The people of Scotland decide Thursday whether national pride outweighs economic risk.
The vote on independence is taking place without any of the usual factors that drive the dissolution of great nations: no war, no acute economic crisis, no raging territorial dispute. In fact, the situation is quite the opposite: peace, a slowly recovering economy and a central government in London that promises to grant more powers over taxing and spending to the Scottish Parliament.
The Scots cannot claim they have not been warned about the uncertain and even dire economic consequences of splitting from the United Kingdom, on issues like the currency, investment, pensions and declining energy revenues from the North Sea.
Economists normally as ideologically disparate and disputatious as Alan Greenspan, Paul Krugman, Adam S. Posen and Niall Ferguson all have predicted a negative economic outlook for an independent Scotland, while expressing anxiety, too, about the impact of such uncertainty on the larger European and global economies.
Those warnings, echoed by many British leaders and business executives, and traditional feelings of connection and kinship on this island, may narrowly win the day.
But half of Scots, give or take a few percentage points, are expected to vote for independence anyway. Some do not believe the negative forecasts, calling them "fear-mongering." Some say they resent the sense that an outside elite is patronizing them or doubting their capacity. And many will vote yes for other reasons — to feel responsible for their own fate and to build, or rebuild, what they hope will be a fairer, less unequal country of their own, for better or worse.

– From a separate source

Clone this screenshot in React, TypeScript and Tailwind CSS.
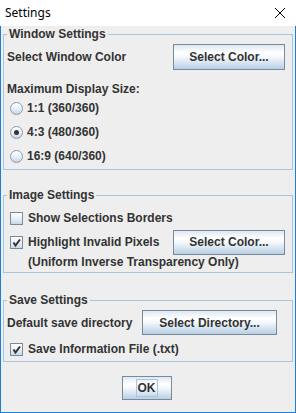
import type { ReactNode } from 'react';

const btnBg =
  'bg-[linear-gradient(to_bottom,#dde8f3_0%,#ffffff_32%,#f4f8fc_50%,#b8cfe5_100%)] border border-[#7a8a99]';

function Button({ label, className = '' }: { label: string; className?: string }) {
  return (
    <div className={`h-[25px] flex items-center justify-center ${btnBg} ${className}`}>
      <span className="font-bold">{label}</span>
    </div>
  );
}

function Radio({ checked, label }: { checked?: boolean; label: string }) {
  return (
    <div className="h-[24px] flex items-center pl-[6px]">
      <div className="w-[13px] h-[13px] rounded-full border border-[#8b9cac] bg-[linear-gradient(to_bottom,#ffffff_0%,#e4ecf4_60%,#c4d4e4_100%)] flex items-center justify-center">
        {checked && <div className="w-[5px] h-[5px] rounded-full bg-[#333333]" />}
      </div>
      <span className="ml-[4px] font-bold">{label}</span>
    </div>
  );
}

function Check({ checked, label }: { checked?: boolean; label: string }) {
  return (
    <div className="flex items-center pl-[6px]">
      <div className="w-[13px] h-[13px] border border-[#7a8a99] bg-[linear-gradient(to_bottom,#ffffff_0%,#e6eef6_55%,#c8d8e8_100%)] flex items-center justify-center">
        {checked && (
          <svg width="11" height="11" viewBox="0 0 11 11">
            <polyline points="2.5,5.5 4.5,8.5 9,2.5" fill="none" stroke="#333333" strokeWidth="2" />
          </svg>
        )}
      </div>
      <span className="ml-[5px] font-bold">{label}</span>
    </div>
  );
}

function Group({ title, className = '', children }: { title: string; className?: string; children: ReactNode }) {
  return (
    <fieldset className={`mx-[2px] border border-[#a8c5e2] ${className}`}>
      <legend className="ml-[3px] px-[2px] h-[14px] leading-[14px] font-bold">{title}</legend>
      {children}
    </fieldset>
  );
}

export default function App() {
  return (
    <div
      className="w-[296px] h-[413px] flex flex-col text-[12px] text-[#333333]"
      style={{ fontFamily: '"Liberation Sans", Arial, sans-serif' }}
    >
      <div className="h-[26px] bg-white flex items-center justify-between pl-[5px] pr-[11px]">
        <span className="text-[12px] text-black" style={{ fontFamily: '"Noto Sans", "Open Sans", sans-serif' }}>
          Settings
        </span>
        <svg width="10" height="10" viewBox="0 0 10 10">
          <path d="M0 0L10 10M10 0L0 10" stroke="#000000" strokeWidth="1" />
        </svg>
      </div>

      <div className="flex-1 flex flex-col bg-[#eeeeee] border-l border-r border-b border-[#1c7fd6]">
        <Group title="Window Settings" className="mt-[1px] pb-[1px]">
          <div className="mt-[3px] h-[26px] flex items-center pl-[3px] pr-[7px]">
            <span className="font-bold">Select Window Color</span>
            <Button label="Select Color..." className="ml-auto w-[112px] h-[26px]" />
          </div>
          <div className="mt-[12px] h-[14px] leading-[14px] pl-[3px] font-bold">Maximum Display Size:</div>
          <Radio label="1:1 (360/360)" />
          <Radio checked label="4:3 (480/360)" />
          <Radio label="16:9 (640/360)" />
        </Group>

        <Group title="Image Settings" className="mt-[18px] pb-[2px]">
          <div className="mt-[4px] h-[24px] flex items-center">
            <Check label="Show Selections Borders" />
          </div>
          <div className="h-[24px] flex items-center pr-[7px]">
            <Check checked label="Highlight Invalid Pixels" />
            <Button label="Select Color..." className="ml-auto w-[112px]" />
          </div>
          <div className="h-[16px] flex items-center pl-[24px] font-bold">(Uniform Inverse Transparency Only)</div>
        </Group>

        <Group title="Save Settings" className="mt-[20px]">
          <div className="mt-[3px] h-[25px] flex items-center pl-[3px] pr-[15px]">
            <span className="font-bold">Default save directory</span>
            <Button label="Select Directory..." className="ml-auto w-[135px]" />
          </div>
          <div className="mt-[2px] h-[24px] flex items-center">
            <Check checked label="Save Information File (.txt)" />
          </div>
        </Group>

        <div className="mt-[14px] flex justify-center pr-[3px]">
          <div className={`w-[50px] h-[24px] flex items-center justify-center ${btnBg}`}>
            <span className="h-[18px] leading-[16px] px-[1px] border border-[#a8c5e2] font-bold">OK</span>
          </div>
        </div>
      </div>
    </div>
  );
}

Alyn Smith, a pro-independence Scottish member of the European Parliament and a former corporate lawyer, said that the British government did what was best for the United Kingdom, not necessarily for Scotland. "The U.K. does not incentivize how to grow the Scottish economy, but the U.K. economy," he said.
Those opposed to independence, called the "Better Together" campaign, have focused so much on the potentially negative effects of independence that many Scots seem to have simply stopped listening, or decided that they prefer the reassurances of Alex Salmond, the leader of the independence movement. Mr. Salmond maintains that Scotland can stand on its own, that the British government is "bluffing"when it says it has ruled out a currency union, and that the European Union is exaggerating the difficulties Scotland would face in joining the bloc as a new member.
"The no campaign has been prophesying that the sky will fall for so long that it's just all noise and not credible anymore," Mr. Smith said.
There is resentment, too, among independence supporters at what is seen as dismissive attitudes of British elites. They point to an appearance in Scotland in February by the chancellor of the Exchequer, George Osborne, when he declared that it would be impossible for Britain to have a currency union with an independent Scotland — but took no questions on the topic, one of the most important of the campaign.